Liberation brings liberation.
See, the trouble is we preach to people to be bold and bright and shine and yet when they try or even ask for an opportunity we freak out, get offended and shut them back down. We are a creation that is afraid of change.
Many years ago a mentor of mine said to me - “Without change, nothing changes” and that statement changed my life forever. It changed my thinking, shaped my actions and forever left me with this quote tattooed in my head and on my heart. Unless we allow change, how can we expect anything different? If we don’t give people permission or access to an opportunity, however great or small, how can we expect them to shine their brightest?
Yes, change is SCARY, but change is GOOD.
It causes a moment of risk and vulnerability but vulnerability is often the birthplace of something new and something beautiful.
“Here’s another way to put it: You’re here to be light, bringing out the God-colours in the world … If I make you light bearers, you don’t think I’m going to hide you under a bucket do you? I’m putting you on a light stand. Now that I’ve put you there on a hilltop, on a light stand - Shine!”
I’m passionate about people seeing someone’s heart behind their motive, before they jump to conclusions based on what they themselves have failed to understand.
I’m passionate about seeing people not suppressing other people’s light, people that don’t hinder other people’s giftings, because it’s different to what they currently know.
I’m passionate about everyone being given an opportunity to share and express what God has put in their heart.

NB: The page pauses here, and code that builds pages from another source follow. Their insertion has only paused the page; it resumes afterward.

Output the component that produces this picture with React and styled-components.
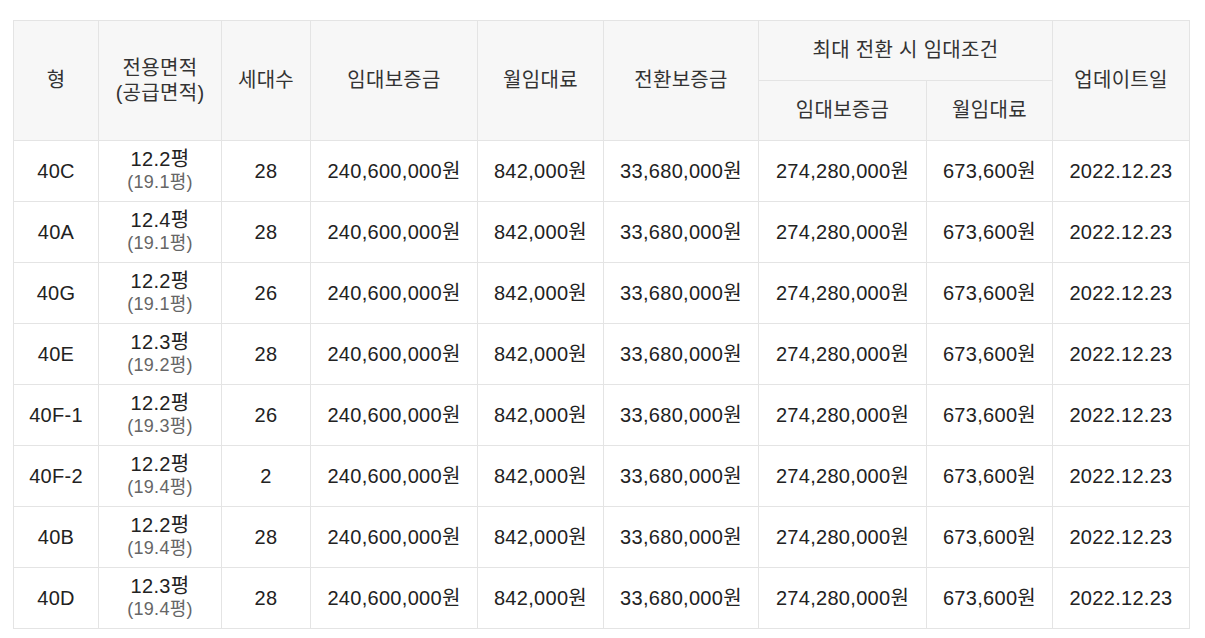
import React from "react";
import styled, { createGlobalStyle } from "styled-components";

const GlobalStyle = createGlobalStyle`
  body {
    margin: 0;
    background: #ffffff;
    font-family: "Liberation Sans", Arial, "Noto Sans CJK KR", sans-serif;
  }
`;

const Wrap = styled.div`
  padding: 20px 0 0 13px;
`;

const Table = styled.table`
  width: 1176px;
  border-collapse: collapse;
  table-layout: fixed;
  color: #222222;
  font-size: 20px;
  letter-spacing: 0.3px;
`;

const Th = styled.th`
  height: 59px;
  padding: 0;
  background: #f7f7f7;
  border: 1px solid #e4e4e4;
  font-weight: normal;
  color: #333333;
  line-height: 25px;
  text-align: center;
  vertical-align: middle;
`;

const Td = styled.td`
  height: 60px;
  padding: 0;
  border: 1px solid #e4e4e4;
  text-align: center;
  vertical-align: middle;
  line-height: 23px;
`;

const Sub = styled.div`
  font-size: 18px;
  color: #666666;
`;

const widths = [85, 123, 89, 167, 126, 155, 168, 126, 137];

const rows = [
  ["40C", "12.2", "19.1", "28"],
  ["40A", "12.4", "19.1", "28"],
  ["40G", "12.2", "19.1", "26"],
  ["40E", "12.3", "19.2", "28"],
  ["40F-1", "12.2", "19.3", "26"],
  ["40F-2", "12.2", "19.4", "2"],
  ["40B", "12.2", "19.4", "28"],
  ["40D", "12.3", "19.4", "28"],
];

export default function App() {
  return (
    <>
      <GlobalStyle />
      <Wrap>
        <Table>
          <colgroup>
            {widths.map((w, i) => (
              <col key={i} style={{ width: w }} />
            ))}
          </colgroup>
          <thead>
            <tr>
              <Th rowSpan={2}>형</Th>
              <Th rowSpan={2}>
                전용면적
                <br />
                (공급면적)
              </Th>
              <Th rowSpan={2}>세대수</Th>
              <Th rowSpan={2}>임대보증금</Th>
              <Th rowSpan={2}>월임대료</Th>
              <Th rowSpan={2}>전환보증금</Th>
              <Th colSpan={2}>최대 전환 시 임대조건</Th>
              <Th rowSpan={2}>업데이트일</Th>
            </tr>
            <tr>
              <Th>임대보증금</Th>
              <Th>월임대료</Th>
            </tr>
          </thead>
          <tbody>
            {rows.map((r) => (
              <tr key={r[0]}>
                <Td>{r[0]}</Td>
                <Td>
                  {r[1]}평
                  <Sub>({r[2]}평)</Sub>
                </Td>
                <Td>{r[3]}</Td>
                <Td>240,600,000원</Td>
                <Td>842,000원</Td>
                <Td>33,680,000원</Td>
                <Td>274,280,000원</Td>
                <Td>673,600원</Td>
                <Td>2022.12.23</Td>
              </tr>
            ))}
          </tbody>
        </Table>
      </Wrap>
    </>
  );
}
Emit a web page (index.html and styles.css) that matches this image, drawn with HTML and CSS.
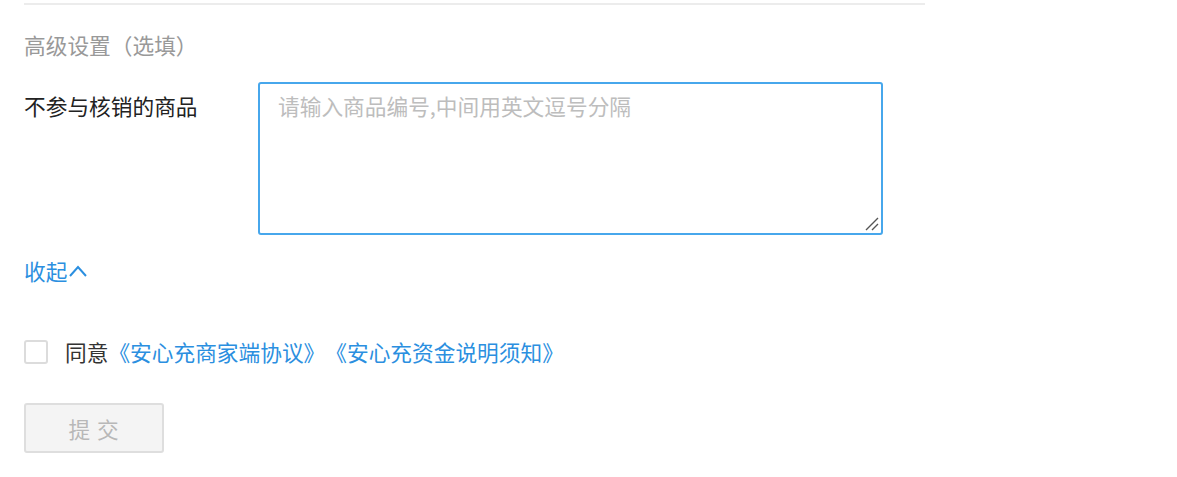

I’m passionate about loving people radically.
I’m passionate about people having their opinions listened to and their voice heard.
I’m passionate about that freedom that Christ died to give us.
And lastly, I am passionate about people understanding that sometimes their stepping out will be completely misunderstood, but yet they choose to do it anyway.
One thing I know from experience is that trying to explain yourself all the time is exhausting - people only understand from their level of perception.
People who know your heart will never question your actions.